(Reuters) – British oil major BP BP.L and Trinidad and Tobago’s state energy firm NGC have received a two-year licence from the U.S. Treasury Department to negotiate and develop the Cocuina-Manakin gas fields with Venezuela, Trinidad’s energy minister said today.
Washington last month did not renew a broad license that had allowed Venezuela to freely export its oil and receive investment, but it has since issued individual authorizations to companies trying to do business in the South American country.
BP and NGC will be allowed to plan an ambitious project involving an offshore gas reservoir that extends from Venezuela to Trinidad in the Caribbean Sea, minister Stuart Young said in a Port of Spain media briefing.
The authorization is the second issued by the U.S. for energy projects between the two countries, following a license in early 2023 to Shell SHEL.L and NGC for development of the Dragon gas field in Venezuela. That project would export gas to Trinidad under a licence recently extended through October 2025.

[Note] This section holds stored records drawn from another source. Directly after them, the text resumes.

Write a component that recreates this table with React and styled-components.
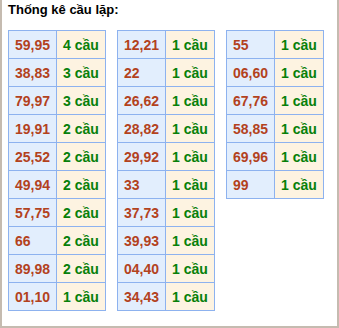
import React from "react";
import styled, { createGlobalStyle } from "styled-components";

const Global = createGlobalStyle`
  html, body { margin: 0; padding: 0; background: #ffffff; }
  body { font-family: Arial, "Liberation Sans", sans-serif; }
`;

const Box = styled.div`
  box-sizing: border-box;
  width: 339px;
  height: 328px;
  border-left: 2px solid #c5bbb0;
  border-right: 2px solid #c5bbb0;
  border-bottom: 2px solid #c5bbb0;
  padding: 2px 6px 0 6px;
  background: #fff;
`;

const Title = styled.div`
  font-family: Arial, "Liberation Sans", sans-serif;
  font-weight: bold;
  font-size: 13px;
  line-height: 16px;
  color: #000;
`;

const Tables = styled.div`
  display: flex;
  align-items: flex-start;
  gap: 11px;
  margin-top: 12px;
`;

const Grid = styled.div`
  display: grid;
  grid-template-columns: 48px 49px;
  border-left: 1px solid #8db2ef;
  border-top: 1px solid #8db2ef;
`;

const Cell = styled.div`
  box-sizing: border-box;
  height: 28px;
  display: flex;
  align-items: center;
  padding-left: 6px;
  border-right: 1px solid #8db2ef;
  border-bottom: 1px solid #8db2ef;
  font-family: Arial, "Liberation Sans", sans-serif;
  font-weight: bold;
  font-size: 14px;
  white-space: nowrap;
  background: ${(p) => (p.$kind === "num" ? "#e2eefd" : "#fdf3e1")};
  color: ${(p) => (p.$kind === "num" ? "#b3421d" : "#07800a")};
`;

const data = [
  [
    ["59,95", 4], ["38,83", 3], ["79,97", 3], ["19,91", 2], ["25,52", 2],
    ["49,94", 2], ["57,75", 2], ["66", 2], ["89,98", 2], ["01,10", 1],
  ],
  [
    ["12,21", 1], ["22", 1], ["26,62", 1], ["28,82", 1], ["29,92", 1],
    ["33", 1], ["37,73", 1], ["39,93", 1], ["04,40", 1], ["34,43", 1],
  ],
  [
    ["55", 1], ["06,60", 1], ["67,76", 1], ["58,85", 1], ["69,96", 1], ["99", 1],
  ],
];

export default function App() {
  return (
    <>
      <Global />
      <Box>
        <Title>Thống kê cầu lặp:</Title>
        <Tables>
          {data.map((col, i) => (
            <Grid key={i}>
              {col.map(([n, c]) => (
                <React.Fragment key={n}>
                  <Cell $kind="num">{n}</Cell>
                  <Cell $kind="count">{c} cầu</Cell>
                </React.Fragment>
              ))}
            </Grid>
          ))}
        </Tables>
      </Box>
    </>
  );
}
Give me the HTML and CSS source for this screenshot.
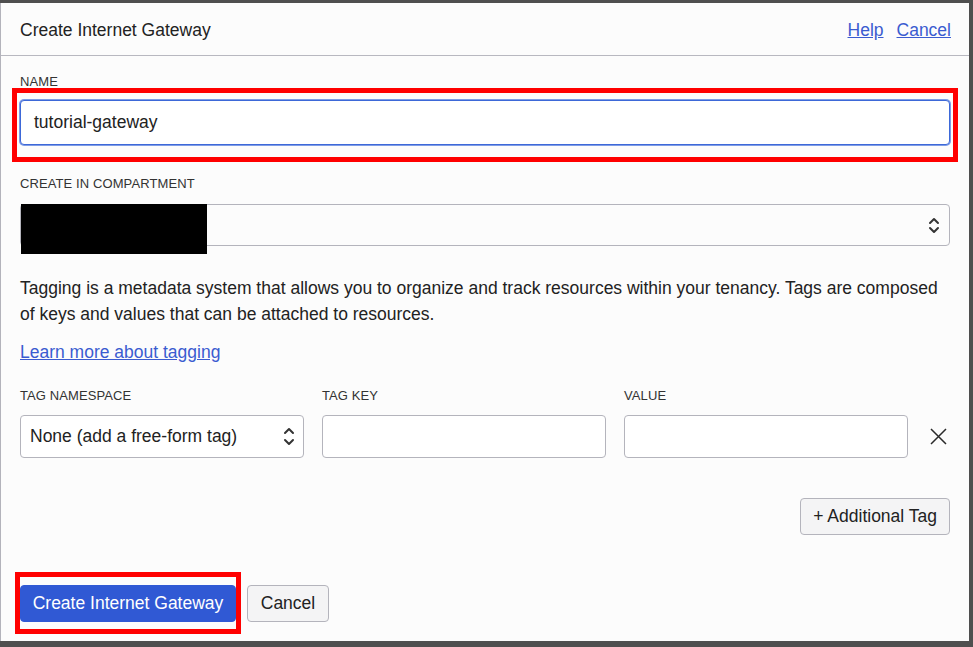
FILE: index.html
```html
<!DOCTYPE html>
<html lang="en">
<head>
<meta charset="utf-8">
<title>Create Internet Gateway</title>
<link rel="stylesheet" href="styles.css">
</head>
<body>
<div class="panel">
  <header class="head">
    <h1 class="title">Create Internet Gateway</h1>
    <nav class="head-links">
      <a href="#" class="link">Help</a>
      <a href="#" class="link">Cancel</a>
    </nav>
  </header>
  <main class="body">
    <div class="label label-name">NAME</div>
    <div class="mark mark-name">
      <div class="input input-focus">tutorial-gateway</div>
    </div>

    <div class="label label-comp">CREATE IN COMPARTMENT</div>
    <div class="select select-comp">
      <span class="redact"></span>
      <svg class="chev" width="12" height="17" viewBox="0 0 12 17"><path d="M2 6 L6 2 L10 6 M2 11 L6 15 L10 11" fill="none" stroke="#333" stroke-width="2" stroke-linecap="round" stroke-linejoin="round"/></svg>
    </div>

    <p class="para">Tagging is a metadata system that allows you to organize and track resources within your tenancy. Tags are composed of keys and values that can be attached to resources.</p>
    <a href="#" class="link learn">Learn more about tagging</a>

    <div class="tags">
      <div class="label">TAG NAMESPACE</div>
      <div class="label">TAG KEY</div>
      <div class="label">VALUE</div>
      <div></div>
      <div class="select select-ns">
        <span class="ns-text">None (add a free-form tag)</span>
        <svg class="chev" width="12" height="19" viewBox="0 0 12 19"><path d="M2 6 L6 2 L10 6 M2 13 L6 17 L10 13" fill="none" stroke="#333" stroke-width="2" stroke-linecap="round" stroke-linejoin="round"/></svg>
      </div>
      <div class="input input-tag"></div>
      <div class="input input-tag"></div>
      <div class="remove">
        <svg width="17" height="17" viewBox="0 0 17 17"><path d="M1 1 L16 16 M16 1 L1 16" fill="none" stroke="#2a2a2a" stroke-width="1.5"/></svg>
      </div>
    </div>

    <div class="add-row">
      <button class="btn btn-add">+ Additional Tag</button>
    </div>

    <footer class="foot">
      <div class="mark mark-btn">
        <button class="btn btn-primary">Create Internet Gateway</button>
      </div>
      <button class="btn">Cancel</button>
    </footer>
  </main>
</div>
</body>
</html>
```

FILE: styles.css
```css
* { box-sizing: border-box; }
html, body { margin: 0; padding: 0; }
body {
  background: #4f4f4f;
  font-family: "Liberation Sans", Arial, sans-serif;
  color: #222;
  width: 973px;
  height: 647px;
  overflow: hidden;
}
.panel {
  margin: 3px 4px 0 0;
  width: 969px;
  height: 638px;
  background: #fcfcfc;
  border-left: 1px solid #b3b3bb;
}
.head {
  height: 53px;
  border-bottom: 1px solid #b8b8c0;
  display: flex;
  align-items: center;
  justify-content: space-between;
  padding: 2px 18px 0 19px;
}
.title {
  margin: 0;
  font-size: 17.5px;
  font-weight: normal;
  color: #222;
}
.head-links { display: flex; gap: 13px; }
.link { color: #3a5bd0; text-decoration: underline; font-size: 17.5px; }
.body { padding: 18px 19px 0 19px; }
.label {
  font-size: 13px;
  line-height: 15px;
  color: #333;
  letter-spacing: 0.1px;
}
.mark {
  border: 5px solid #ff0000;
}
.mark-name {
  margin: -1px -8px 0 -8px;
  padding: 7px 3px 12px 3px;
}
.input {
  background: #fff;
  border: 1px solid #b4b4bc;
  border-radius: 4px;
  height: 43px;
}
.input-focus {
  height: 45px;
  border: 1px solid #3d68d8;
  box-shadow: 0 0 0 1px #7e9ce6;
  font-size: 17.5px;
  display: flex;
  align-items: center;
  padding-left: 13px;
  color: #222;
}
.label-comp { margin-top: 14px; }
.select {
  position: relative;
  border: 1px solid #b4b4bc;
  border-radius: 4px;
  background: #fcfcfc;
  display: flex;
  align-items: center;
  justify-content: space-between;
}
.select-comp { margin-top: 13px; height: 42px; padding-right: 9px; justify-content: flex-end; }
.redact {
  position: absolute;
  left: 0;
  top: -1px;
  width: 186px;
  height: 50px;
  background: #000;
}
.para {
  margin: 29px 0 0 0;
  font-size: 17.5px;
  line-height: 26px;
  color: #222;
}
.learn { display: inline-block; margin-top: 12px; line-height: 26px; }
.tags {
  margin-top: 23px;
  display: grid;
  grid-template-columns: 284px 284px 284px 1fr;
  column-gap: 18px;
  row-gap: 12px;
}
.select-ns {
  height: 43px;
  background: #fff;
  padding: 0 8px 0 9px;
  font-size: 17.5px;
}
.ns-text { color: #222; }
.remove { display: flex; align-items: center; justify-content: flex-end; padding-right: 3px; }
.add-row { display: flex; justify-content: flex-end; margin-top: 40px; }
.btn {
  font-family: "Liberation Sans", Arial, sans-serif;
  font-size: 17.5px;
  height: 37px;
  padding: 0 13px;
  background: #f4f4f5;
  border: 1px solid #b4b4bc;
  border-radius: 4px;
  color: #222;
}
.btn-add { padding: 0 12px; }
.foot {
  margin-top: 37px;
  display: flex;
  align-items: center;
  gap: 6px;
}
.mark-btn { margin-left: -5px; padding: 8px 0 7px 0; }
.btn-primary {
  display: block;
  background: #3059d4;
  border: 1px solid #3059d4;
  color: #fff;
  width: 216px;
  padding: 0;
}
.foot > .btn { width: 82px; padding: 0; }
```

“It’s the same terms as Dragon, where we can pay in U.S. currency,” Young said, referring to the license, which would allow customers to pay for the gas in hard currency as an exemption to U.S. sanctions on Venezuela.
A spokesperson for BP had said earlier this month that the company had suspended negotiations for Cocuina-Manakin, which on Venezuela’s side belongs to the Plataforma Deltana project, until receiving a new U.S. authorization.